In this situation, the OOMKilled status is shown.

NAME         READY     STATUS        RESTARTS     AGE
test-pod     0/1       OOMKilled     0            5m9s

‍

The memory consumption used by all pods on the nodes should be less than the node's available memory. Otherwise, Kubernetes terminates some pods to stabilize the node's memory.

‍Learn more about node out-of-memory behavior.

OOMKilled is not a feature of Kubernetes but a feature of Linux's OOMKiller mechanism. It is a process that becomes active when the available memory in the system is exhausted. This process terminates the programs that consume the excess memory. Its main objective is to keep the system stable. The reason for introducing the OOMKiller in Kubernetes is that swap isn't enabled by default to avoid performance degradation. By not relying on swap space, Kubernetes ensures more consistent performance and predictable resource allocation, which helps maintain the stability and reliability of the applications running in the cluster.

Common Causes of OOMKilled

There can be different causes of OOMKilled.

Let’s discuss:

Misconfigured Memory Limits: The most common cause of OOMKilled is when you misconfigure the memory limits. Always verify the memory requirements for your application. If your application needs more memory than is allocated, it tries to consume more memory, eventually leading to the OOMKilled events.

Misconfigured Memory Requests: One common cause of OOMKilled events in Kubernetes is misconfigured memory requests. When memory requests are set too low, the Kubernetes scheduler may not allocate sufficient memory for the pod, leading to frequent restarts or crashes. Conversely, setting memory requests too high can result in inefficient resource utilization, preventing other pods from being scheduled.

‍
Java applications, in particular, can exacerbate these issues due to their unique memory management requirements. The Java Virtual Machine (JVM) uses parameters like `-Xms` (initial heap size) and `-Xmx` (maximum heap size) to manage memory. If `-Xms` is set too high, the JVM will allocate a large amount of memory at startup, potentially causing OOM errors if the Kubernetes memory request is not set accordingly. Similarly, if `-Xmx` exceeds the Kubernetes memory limit, the pod will be terminated when it tries to allocate more memory than allowed. Properly aligning `-Xms` with memory requests and `-Xmx` with memory limits, along with continuous monitoring and adjustment, can help avoid these issues.
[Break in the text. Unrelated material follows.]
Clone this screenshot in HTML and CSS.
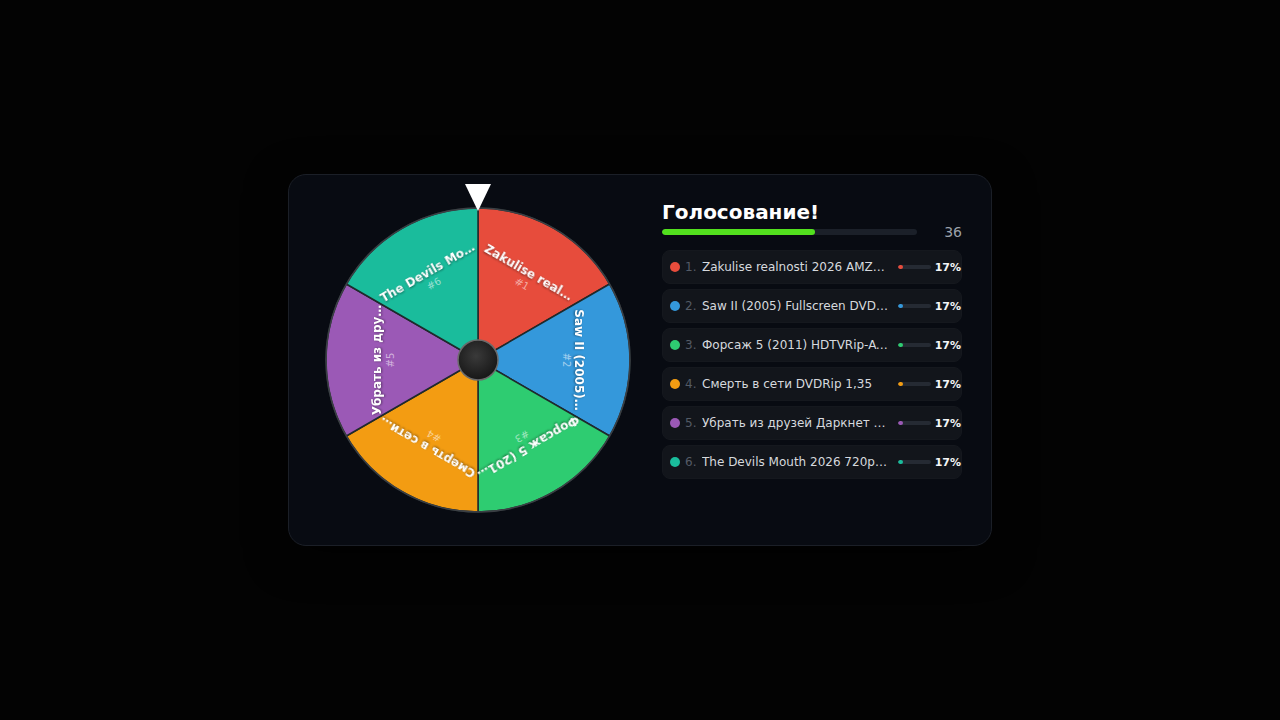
FILE: index.html
```html
<!DOCTYPE html>
<html lang="ru">
<head>
    <meta charset="UTF-8">
    <meta name="viewport" content="width=device-width, initial-scale=1.0">
    <title>Голосование</title>
    <link rel="stylesheet" href="styles.css">
</head>
<body>
    <div class="poll-card">
        <div class="wheel-box">
            <div class="wheel-pointer"></div>
            <svg class="wheel" width="320" height="320" viewBox="0 0 320 320">
                <g class="slices">
                    <path d="M160 160 L160 8 A152 152 0 0 1 291.64 84 Z" fill="#e74c3c"/>
                    <path d="M160 160 L291.64 84 A152 152 0 0 1 291.64 236 Z" fill="#3498db"/>
                    <path d="M160 160 L291.64 236 A152 152 0 0 1 160 312 Z" fill="#2ecc71"/>
                    <path d="M160 160 L160 312 A152 152 0 0 1 28.36 236 Z" fill="#f39c12"/>
                    <path d="M160 160 L28.36 236 A152 152 0 0 1 28.36 84 Z" fill="#9b59b6"/>
                    <path d="M160 160 L28.36 84 A152 152 0 0 1 160 8 Z" fill="#1abc9c"/>
                </g>
                <circle class="rim" cx="160" cy="160" r="152"/>

                <!-- подписи секторов: радиально, по касательной -->
                <g transform="translate(160 160) rotate(-60) translate(101 0) rotate(90)">
                    <text class="seg-label">Zakulise real…</text>
                    <text class="seg-num" y="13">#1</text>
                </g>
                <g transform="translate(160 160) rotate(0) translate(101 0) rotate(90)">
                    <text class="seg-label">Saw II (2005)…</text>
                    <text class="seg-num" y="13">#2</text>
                </g>
                <g transform="translate(160 160) rotate(60) translate(101 0) rotate(90)">
                    <text class="seg-label">Форсаж 5 (201…</text>
                    <text class="seg-num" y="13">#3</text>
                </g>
                <g transform="translate(160 160) rotate(120) translate(101 0) rotate(90)">
                    <text class="seg-label">Смерть в сети…</text>
                    <text class="seg-num" y="13">#4</text>
                </g>
                <g transform="translate(160 160) rotate(180) translate(101 0) rotate(90)">
                    <text class="seg-label">Убрать из дру…</text>
                    <text class="seg-num" y="13">#5</text>
                </g>
                <g transform="translate(160 160) rotate(240) translate(101 0) rotate(90)">
                    <text class="seg-label">The Devils Mo…</text>
                    <text class="seg-num" y="13">#6</text>
                </g>

                <defs>
                    <radialGradient id="hubFill" cx="45%" cy="40%" r="65%">
                        <stop offset="0" stop-color="#3a3a3a"/>
                        <stop offset="1" stop-color="#141414"/>
                    </radialGradient>
                </defs>
                <circle cx="160" cy="160" r="20" fill="url(#hubFill)" stroke="#6b6b6b" stroke-width="1.5"/>
            </svg>
        </div>

        <div class="poll-side">
            <h2 class="poll-title">Голосование!</h2>
            <div class="poll-progress">
                <div class="progress-track"><div class="progress-fill" style="width: 60%"></div></div>
                <span class="progress-count">36</span>
            </div>

            <ul class="poll-list">
                <li class="poll-item">
                    <span class="dot" style="background: #e74c3c"></span>
                    <span class="num">1.</span>
                    <span class="name">Zakulise realnosti 2026 AMZN WEB-DL 1080p</span>
                    <span class="mini-track"><span class="mini-fill" style="width: 17%; background: #e74c3c"></span></span>
                    <span class="pct">17%</span>
                </li>
                <li class="poll-item">
                    <span class="dot" style="background: #3498db"></span>
                    <span class="num">2.</span>
                    <span class="name">Saw II (2005) Fullscreen DVDRip</span>
                    <span class="mini-track"><span class="mini-fill" style="width: 17%; background: #3498db"></span></span>
                    <span class="pct">17%</span>
                </li>
                <li class="poll-item">
                    <span class="dot" style="background: #2ecc71"></span>
                    <span class="num">3.</span>
                    <span class="name">Форсаж 5 (2011) HDTVRip-AVC</span>
                    <span class="mini-track"><span class="mini-fill" style="width: 17%; background: #2ecc71"></span></span>
                    <span class="pct">17%</span>
                </li>
                <li class="poll-item">
                    <span class="dot" style="background: #f39c12"></span>
                    <span class="num">4.</span>
                    <span class="name">Смерть в сети DVDRip 1,35</span>
                    <span class="mini-track"><span class="mini-fill" style="width: 17%; background: #f39c12"></span></span>
                    <span class="pct">17%</span>
                </li>
                <li class="poll-item">
                    <span class="dot" style="background: #9b59b6"></span>
                    <span class="num">5.</span>
                    <span class="name">Убрать из друзей Даркнет (2018)</span>
                    <span class="mini-track"><span class="mini-fill" style="width: 17%; background: #9b59b6"></span></span>
                    <span class="pct">17%</span>
                </li>
                <li class="poll-item">
                    <span class="dot" style="background: #1abc9c"></span>
                    <span class="num">6.</span>
                    <span class="name">The Devils Mouth 2026 720p WEB</span>
                    <span class="mini-track"><span class="mini-fill" style="width: 17%; background: #1abc9c"></span></span>
                    <span class="pct">17%</span>
                </li>
            </ul>
        </div>
    </div>
</body>
</html>
```

FILE: styles.css
```css
body {
    font-family: 'DejaVu Sans', Verdana, sans-serif;
    background-color: #030303;
    display: flex;
    justify-content: center;
    align-items: center;
    min-height: 100vh;
    margin: 0;
}

.poll-card {
    box-sizing: border-box;
    width: 704px;
    height: 372px;
    padding: 25px 29px;
    display: flex;
    align-items: flex-start;
    gap: 24px;
    background-color: #080b12;
    border: 1px solid #1b1f27;
    border-radius: 18px;
    box-shadow: 0 10px 40px rgba(0, 0, 0, 0.6);
}

/* колесо */
.wheel-box {
    position: relative;
    width: 320px;
    height: 320px;
    flex-shrink: 0;
}

.wheel {
    display: block;
}

.wheel-pointer {
    position: absolute;
    top: -16px;
    left: 50%;
    transform: translateX(-50%);
    width: 0;
    height: 0;
    border-left: 13px solid transparent;
    border-right: 13px solid transparent;
    border-top: 27px solid #ffffff;
    z-index: 2;
}

.slices path {
    stroke: #1f2a2c;
    stroke-width: 1.5;
    stroke-linejoin: round;
}

.rim {
    fill: none;
    stroke: #3b3f44;
    stroke-width: 1.5;
}

.seg-label {
    font-family: 'DejaVu Sans', sans-serif;
    font-size: 12px;
    font-weight: bold;
    fill: #ffffff;
    text-anchor: middle;
    dominant-baseline: central;
    filter: drop-shadow(0 1px 1px rgba(0, 0, 0, 0.45));
}

.seg-num {
    font-family: 'DejaVu Sans', sans-serif;
    font-size: 10px;
    fill: rgba(255, 255, 255, 0.55);
    text-anchor: middle;
    dominant-baseline: central;
}

/* правая колонка */
.poll-side {
    width: 300px;
    flex-shrink: 0;
}

.poll-title {
    margin: 0;
    color: #ffffff;
    font-size: 20px;
    line-height: 24px;
    font-weight: bold;
}

.poll-progress {
    display: flex;
    align-items: center;
    height: 16px;
}

.progress-track {
    width: 255px;
    height: 6px;
    background-color: #1b2029;
    border-radius: 3px;
    overflow: hidden;
}

.progress-fill {
    height: 100%;
    background-color: #52e01e;
    border-radius: 3px;
}

.progress-count {
    margin-left: auto;
    color: #9ba1aa;
    font-size: 14px;
}

.poll-list {
    list-style: none;
    margin: 10px 0 0;
    padding: 0;
    display: flex;
    flex-direction: column;
    gap: 5px;
}

.poll-item {
    box-sizing: border-box;
    height: 34px;
    padding: 0 0 0 8px;
    display: flex;
    align-items: center;
    background-color: #12151b;
    border: 1px solid #15181e;
    border-radius: 8px;
    font-size: 12px;
}

.dot {
    width: 10px;
    height: 10px;
    border-radius: 50%;
    flex-shrink: 0;
    margin-left: -1px;
}

.num {
    width: 12px;
    margin-left: 5px;
    color: #545b66;
    flex-shrink: 0;
}

.name {
    flex: 1;
    min-width: 0;
    margin-left: 5px;
    color: #d6d9de;
    white-space: nowrap;
    overflow: hidden;
    text-overflow: ellipsis;
}

.mini-track {
    width: 33px;
    height: 4px;
    margin-left: 8px;
    background-color: #252a33;
    border-radius: 2px;
    flex-shrink: 0;
    overflow: hidden;
}

.mini-fill {
    display: block;
    height: 100%;
    border-radius: 2px;
}

.pct {
    margin-left: 4px;
    color: #f4f5f7;
    font-size: 11px;
    font-weight: bold;
    flex-shrink: 0;
}
```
Memory Leaks in Applications: When an application or a process does not release the allocated memory when it is not needed, the gradual memory usage increases and exhausts the system's memory, triggering the OOMKilled events.

Node Memory Pressure: When a Kubernetes node is under memory pressure, it means that the node's available memory is running low while the pods scheduled on it are consuming more memory than anticipated. This situation often arises when too many pods are scheduled on a single node, leading to an overcommitment of resources. One common cause of this issue is the absence of properly set memory requests for the pods. Memory requests inform the Kubernetes scheduler about the minimum amount of memory a pod needs to function correctly. Without these requests, the scheduler assumes that the pod requires zero memory, which can result in the node being overcommitted with more pods than it can handle. Consequently, when the node runs out of memory, it triggers Out of Memory (OOM) events, causing the pods to be terminated with OOMKilled errors.

Unbounded Resource Consumption: Unbounded Resource Consumption can be another reason for OOMKilled events. It happens when any application or process consumes unlimited resources. This can be due to not setting the memory limits altogether or a bug in your application that leads to unnecessary consumption.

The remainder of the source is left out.